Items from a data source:
____________
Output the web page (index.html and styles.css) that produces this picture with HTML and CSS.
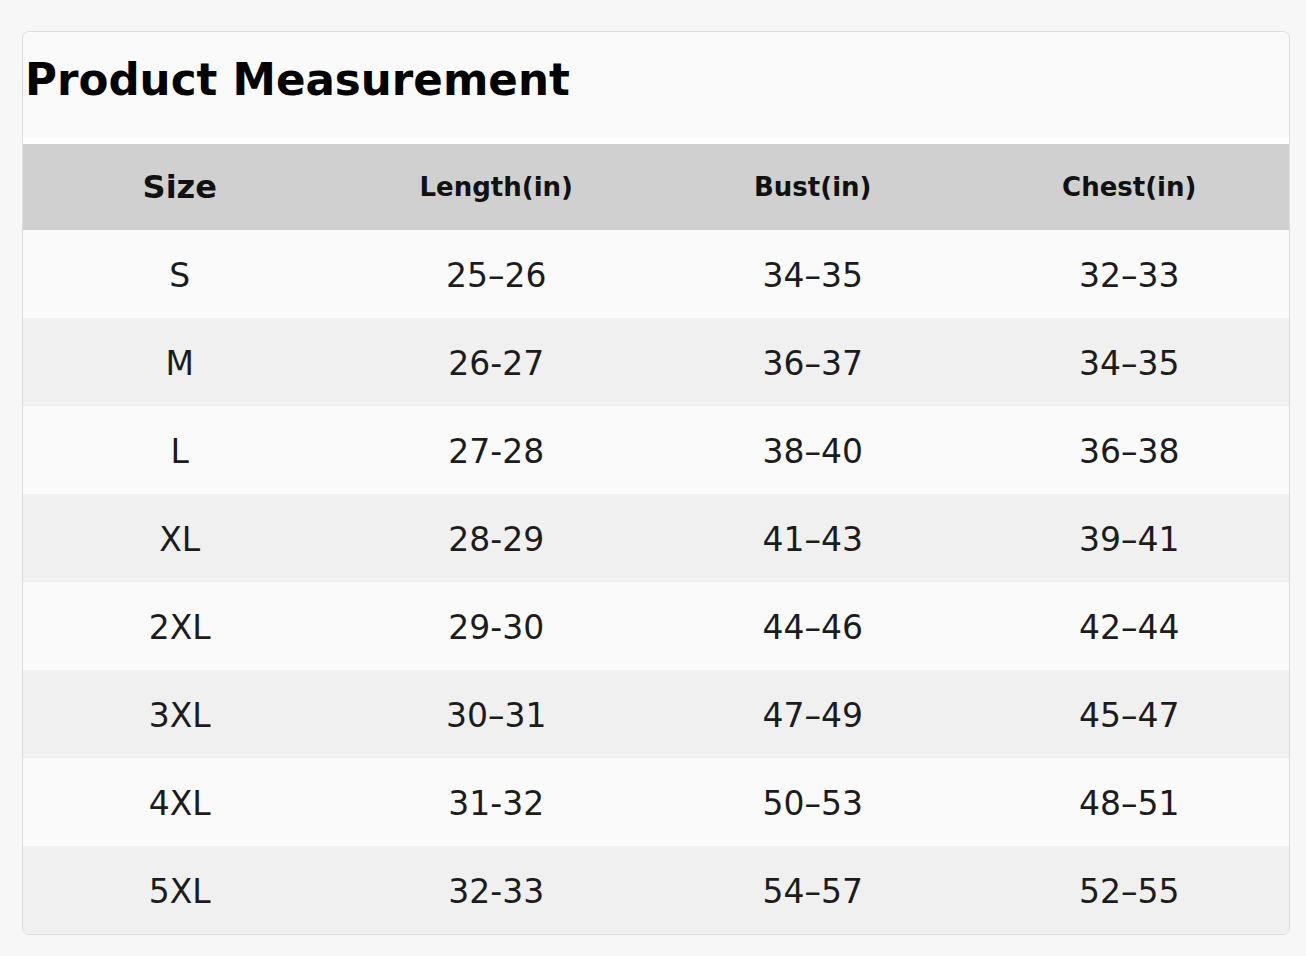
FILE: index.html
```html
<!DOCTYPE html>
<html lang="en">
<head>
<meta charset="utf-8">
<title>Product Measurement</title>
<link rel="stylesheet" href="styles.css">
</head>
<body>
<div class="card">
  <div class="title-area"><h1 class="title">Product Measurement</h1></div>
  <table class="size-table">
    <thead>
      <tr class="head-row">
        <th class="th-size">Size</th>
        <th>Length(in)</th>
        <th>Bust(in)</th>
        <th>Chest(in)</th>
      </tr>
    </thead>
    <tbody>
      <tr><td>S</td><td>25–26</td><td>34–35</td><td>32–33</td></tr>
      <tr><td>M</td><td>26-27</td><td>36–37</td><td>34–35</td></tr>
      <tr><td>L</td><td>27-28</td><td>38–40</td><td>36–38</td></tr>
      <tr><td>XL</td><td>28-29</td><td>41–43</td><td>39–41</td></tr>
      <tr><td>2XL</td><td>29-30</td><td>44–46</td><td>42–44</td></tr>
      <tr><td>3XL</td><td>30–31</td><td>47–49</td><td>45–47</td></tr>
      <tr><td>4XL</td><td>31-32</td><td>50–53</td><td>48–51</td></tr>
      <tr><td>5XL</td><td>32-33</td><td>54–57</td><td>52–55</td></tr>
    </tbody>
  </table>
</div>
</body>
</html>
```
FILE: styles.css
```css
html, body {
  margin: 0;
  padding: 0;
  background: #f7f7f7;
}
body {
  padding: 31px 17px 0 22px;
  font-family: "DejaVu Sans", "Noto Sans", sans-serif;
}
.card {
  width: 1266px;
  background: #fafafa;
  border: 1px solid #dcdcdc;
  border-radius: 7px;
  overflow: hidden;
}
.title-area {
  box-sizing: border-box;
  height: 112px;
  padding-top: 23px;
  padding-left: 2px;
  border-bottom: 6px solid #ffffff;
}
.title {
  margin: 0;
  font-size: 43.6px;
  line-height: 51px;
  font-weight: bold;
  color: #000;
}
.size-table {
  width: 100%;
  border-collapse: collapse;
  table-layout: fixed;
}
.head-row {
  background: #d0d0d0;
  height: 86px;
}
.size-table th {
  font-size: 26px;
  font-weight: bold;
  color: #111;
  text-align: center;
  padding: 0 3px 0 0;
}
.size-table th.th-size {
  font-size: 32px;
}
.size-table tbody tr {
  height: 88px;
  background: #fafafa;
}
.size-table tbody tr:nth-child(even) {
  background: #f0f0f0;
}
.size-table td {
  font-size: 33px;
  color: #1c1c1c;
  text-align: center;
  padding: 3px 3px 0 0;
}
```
____________
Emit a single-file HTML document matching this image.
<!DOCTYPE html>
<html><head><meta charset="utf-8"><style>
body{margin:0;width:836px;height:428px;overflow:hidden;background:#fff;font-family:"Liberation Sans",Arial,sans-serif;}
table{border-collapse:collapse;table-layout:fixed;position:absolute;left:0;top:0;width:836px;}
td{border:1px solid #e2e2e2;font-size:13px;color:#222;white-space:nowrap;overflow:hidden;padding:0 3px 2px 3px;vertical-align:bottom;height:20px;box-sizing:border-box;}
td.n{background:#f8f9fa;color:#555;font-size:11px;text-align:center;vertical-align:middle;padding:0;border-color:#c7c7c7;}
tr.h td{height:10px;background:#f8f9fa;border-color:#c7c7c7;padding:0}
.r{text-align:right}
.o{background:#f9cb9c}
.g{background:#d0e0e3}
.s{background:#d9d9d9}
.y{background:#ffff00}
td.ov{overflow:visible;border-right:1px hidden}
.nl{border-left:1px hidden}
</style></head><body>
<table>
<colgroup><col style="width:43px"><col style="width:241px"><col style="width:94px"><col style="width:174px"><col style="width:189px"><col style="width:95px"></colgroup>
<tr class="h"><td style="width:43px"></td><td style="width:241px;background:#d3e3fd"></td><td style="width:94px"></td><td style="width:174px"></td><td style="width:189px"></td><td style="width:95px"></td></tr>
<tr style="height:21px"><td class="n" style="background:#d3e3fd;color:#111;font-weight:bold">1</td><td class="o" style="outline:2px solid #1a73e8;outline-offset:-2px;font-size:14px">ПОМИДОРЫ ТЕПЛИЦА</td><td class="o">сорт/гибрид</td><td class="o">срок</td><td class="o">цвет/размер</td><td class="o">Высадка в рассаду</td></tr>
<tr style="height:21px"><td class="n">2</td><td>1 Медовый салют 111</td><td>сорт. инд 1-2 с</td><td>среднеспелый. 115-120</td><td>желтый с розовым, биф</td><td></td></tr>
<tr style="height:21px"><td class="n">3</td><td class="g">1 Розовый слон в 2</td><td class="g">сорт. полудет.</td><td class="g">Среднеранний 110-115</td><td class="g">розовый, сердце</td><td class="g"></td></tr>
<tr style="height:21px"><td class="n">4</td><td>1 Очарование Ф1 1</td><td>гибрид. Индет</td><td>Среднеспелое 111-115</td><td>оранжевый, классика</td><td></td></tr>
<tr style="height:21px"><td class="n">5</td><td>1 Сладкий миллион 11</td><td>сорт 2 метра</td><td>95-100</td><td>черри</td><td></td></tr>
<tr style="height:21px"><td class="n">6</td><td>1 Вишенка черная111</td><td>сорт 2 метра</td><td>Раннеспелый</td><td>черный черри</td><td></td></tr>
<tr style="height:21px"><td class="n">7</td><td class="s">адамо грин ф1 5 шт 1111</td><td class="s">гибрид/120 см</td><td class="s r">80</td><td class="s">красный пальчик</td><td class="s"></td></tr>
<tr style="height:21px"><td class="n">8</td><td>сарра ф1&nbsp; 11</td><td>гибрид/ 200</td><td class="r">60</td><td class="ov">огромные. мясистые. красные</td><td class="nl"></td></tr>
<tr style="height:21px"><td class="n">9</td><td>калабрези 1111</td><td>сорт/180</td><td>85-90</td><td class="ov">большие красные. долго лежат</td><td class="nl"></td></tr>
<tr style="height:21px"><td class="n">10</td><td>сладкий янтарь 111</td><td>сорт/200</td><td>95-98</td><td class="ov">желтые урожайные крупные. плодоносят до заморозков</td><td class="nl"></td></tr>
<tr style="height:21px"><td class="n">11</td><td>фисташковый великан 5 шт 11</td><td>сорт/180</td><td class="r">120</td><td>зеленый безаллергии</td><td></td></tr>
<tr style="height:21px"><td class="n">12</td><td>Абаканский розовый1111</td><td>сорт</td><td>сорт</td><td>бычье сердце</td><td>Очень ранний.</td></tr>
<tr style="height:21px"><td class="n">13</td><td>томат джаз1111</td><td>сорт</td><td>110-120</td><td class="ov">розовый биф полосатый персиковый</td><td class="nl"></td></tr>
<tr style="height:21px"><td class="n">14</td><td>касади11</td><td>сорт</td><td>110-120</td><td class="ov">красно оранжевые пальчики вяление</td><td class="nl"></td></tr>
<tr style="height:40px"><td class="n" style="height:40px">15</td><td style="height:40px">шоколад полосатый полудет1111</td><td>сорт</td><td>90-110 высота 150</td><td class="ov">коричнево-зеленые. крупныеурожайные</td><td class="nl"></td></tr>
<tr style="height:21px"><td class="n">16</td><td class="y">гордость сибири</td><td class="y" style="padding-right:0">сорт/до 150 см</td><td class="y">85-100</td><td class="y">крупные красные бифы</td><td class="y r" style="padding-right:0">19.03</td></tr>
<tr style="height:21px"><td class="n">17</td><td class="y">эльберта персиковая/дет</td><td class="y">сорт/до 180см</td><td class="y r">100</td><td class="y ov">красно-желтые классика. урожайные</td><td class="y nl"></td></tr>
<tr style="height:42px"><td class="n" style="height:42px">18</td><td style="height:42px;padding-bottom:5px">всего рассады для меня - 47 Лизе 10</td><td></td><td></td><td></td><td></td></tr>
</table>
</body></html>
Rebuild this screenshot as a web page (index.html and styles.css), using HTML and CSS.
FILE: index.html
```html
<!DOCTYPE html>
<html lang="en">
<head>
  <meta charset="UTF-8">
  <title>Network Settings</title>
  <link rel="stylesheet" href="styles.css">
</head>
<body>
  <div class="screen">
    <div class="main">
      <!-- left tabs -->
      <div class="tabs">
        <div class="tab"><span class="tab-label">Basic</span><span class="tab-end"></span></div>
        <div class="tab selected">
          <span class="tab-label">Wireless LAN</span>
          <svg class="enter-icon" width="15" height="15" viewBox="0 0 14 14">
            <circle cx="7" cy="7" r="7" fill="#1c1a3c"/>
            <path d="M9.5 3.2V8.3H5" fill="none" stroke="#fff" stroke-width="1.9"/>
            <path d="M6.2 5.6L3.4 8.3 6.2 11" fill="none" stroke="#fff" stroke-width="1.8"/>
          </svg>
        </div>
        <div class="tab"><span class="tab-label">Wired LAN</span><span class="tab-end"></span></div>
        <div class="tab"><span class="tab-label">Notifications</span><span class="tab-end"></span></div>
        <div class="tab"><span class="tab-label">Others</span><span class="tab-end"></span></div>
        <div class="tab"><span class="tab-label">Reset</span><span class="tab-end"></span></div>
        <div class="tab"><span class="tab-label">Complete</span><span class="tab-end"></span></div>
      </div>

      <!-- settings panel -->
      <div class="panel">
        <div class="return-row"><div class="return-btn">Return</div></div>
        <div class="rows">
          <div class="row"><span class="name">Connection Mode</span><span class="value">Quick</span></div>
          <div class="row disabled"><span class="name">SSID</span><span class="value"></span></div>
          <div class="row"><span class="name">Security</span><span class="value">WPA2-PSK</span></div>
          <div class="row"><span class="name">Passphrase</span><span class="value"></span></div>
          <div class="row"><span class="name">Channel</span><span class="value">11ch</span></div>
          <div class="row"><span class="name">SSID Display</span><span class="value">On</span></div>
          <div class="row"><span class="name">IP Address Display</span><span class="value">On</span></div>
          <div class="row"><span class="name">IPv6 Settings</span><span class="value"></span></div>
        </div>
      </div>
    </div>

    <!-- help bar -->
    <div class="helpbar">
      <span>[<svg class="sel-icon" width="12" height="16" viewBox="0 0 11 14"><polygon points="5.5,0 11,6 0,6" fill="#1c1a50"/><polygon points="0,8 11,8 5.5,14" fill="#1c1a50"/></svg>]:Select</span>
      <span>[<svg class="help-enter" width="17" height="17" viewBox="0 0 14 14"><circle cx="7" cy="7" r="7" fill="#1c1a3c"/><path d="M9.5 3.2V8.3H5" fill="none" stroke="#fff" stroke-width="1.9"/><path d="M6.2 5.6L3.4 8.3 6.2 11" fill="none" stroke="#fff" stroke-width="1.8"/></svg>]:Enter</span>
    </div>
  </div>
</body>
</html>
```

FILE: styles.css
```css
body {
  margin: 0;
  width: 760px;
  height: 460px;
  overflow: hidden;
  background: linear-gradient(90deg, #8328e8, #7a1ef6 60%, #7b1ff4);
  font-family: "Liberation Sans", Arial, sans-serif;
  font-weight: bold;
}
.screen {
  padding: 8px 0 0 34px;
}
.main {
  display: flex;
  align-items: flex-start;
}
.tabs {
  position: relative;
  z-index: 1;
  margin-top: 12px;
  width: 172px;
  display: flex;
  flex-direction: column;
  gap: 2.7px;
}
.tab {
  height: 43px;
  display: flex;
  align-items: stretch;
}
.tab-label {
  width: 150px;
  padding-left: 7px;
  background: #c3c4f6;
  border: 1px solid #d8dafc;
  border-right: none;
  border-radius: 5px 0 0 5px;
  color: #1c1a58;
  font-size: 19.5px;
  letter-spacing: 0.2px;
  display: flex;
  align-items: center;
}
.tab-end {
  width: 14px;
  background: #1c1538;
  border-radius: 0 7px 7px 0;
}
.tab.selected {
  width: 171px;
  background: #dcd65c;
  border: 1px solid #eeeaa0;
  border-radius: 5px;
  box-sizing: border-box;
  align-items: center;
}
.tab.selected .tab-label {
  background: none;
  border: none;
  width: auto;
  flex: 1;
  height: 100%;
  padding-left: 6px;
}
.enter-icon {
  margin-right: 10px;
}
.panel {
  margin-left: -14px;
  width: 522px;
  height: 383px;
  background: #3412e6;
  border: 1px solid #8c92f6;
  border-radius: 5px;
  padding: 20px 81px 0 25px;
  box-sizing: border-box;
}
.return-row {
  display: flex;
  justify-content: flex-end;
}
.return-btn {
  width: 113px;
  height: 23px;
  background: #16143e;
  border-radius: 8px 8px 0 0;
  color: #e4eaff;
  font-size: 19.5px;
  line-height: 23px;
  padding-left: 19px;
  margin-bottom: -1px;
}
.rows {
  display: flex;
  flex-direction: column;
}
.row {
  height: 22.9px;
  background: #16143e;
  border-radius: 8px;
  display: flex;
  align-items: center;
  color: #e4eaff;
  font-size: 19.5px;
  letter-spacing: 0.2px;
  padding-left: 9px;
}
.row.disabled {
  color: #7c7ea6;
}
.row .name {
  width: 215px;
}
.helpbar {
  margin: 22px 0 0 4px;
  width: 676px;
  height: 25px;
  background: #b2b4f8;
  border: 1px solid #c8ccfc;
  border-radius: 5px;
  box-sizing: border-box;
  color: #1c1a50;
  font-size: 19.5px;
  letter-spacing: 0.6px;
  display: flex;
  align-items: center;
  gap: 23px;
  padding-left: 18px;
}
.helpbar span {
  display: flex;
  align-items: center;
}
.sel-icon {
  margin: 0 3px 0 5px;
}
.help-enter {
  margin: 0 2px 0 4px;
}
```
____________
Give the number of lines in the entries above that include the string "index". No other output is expected.

• OUTPUT OF THE EXERCISE:
5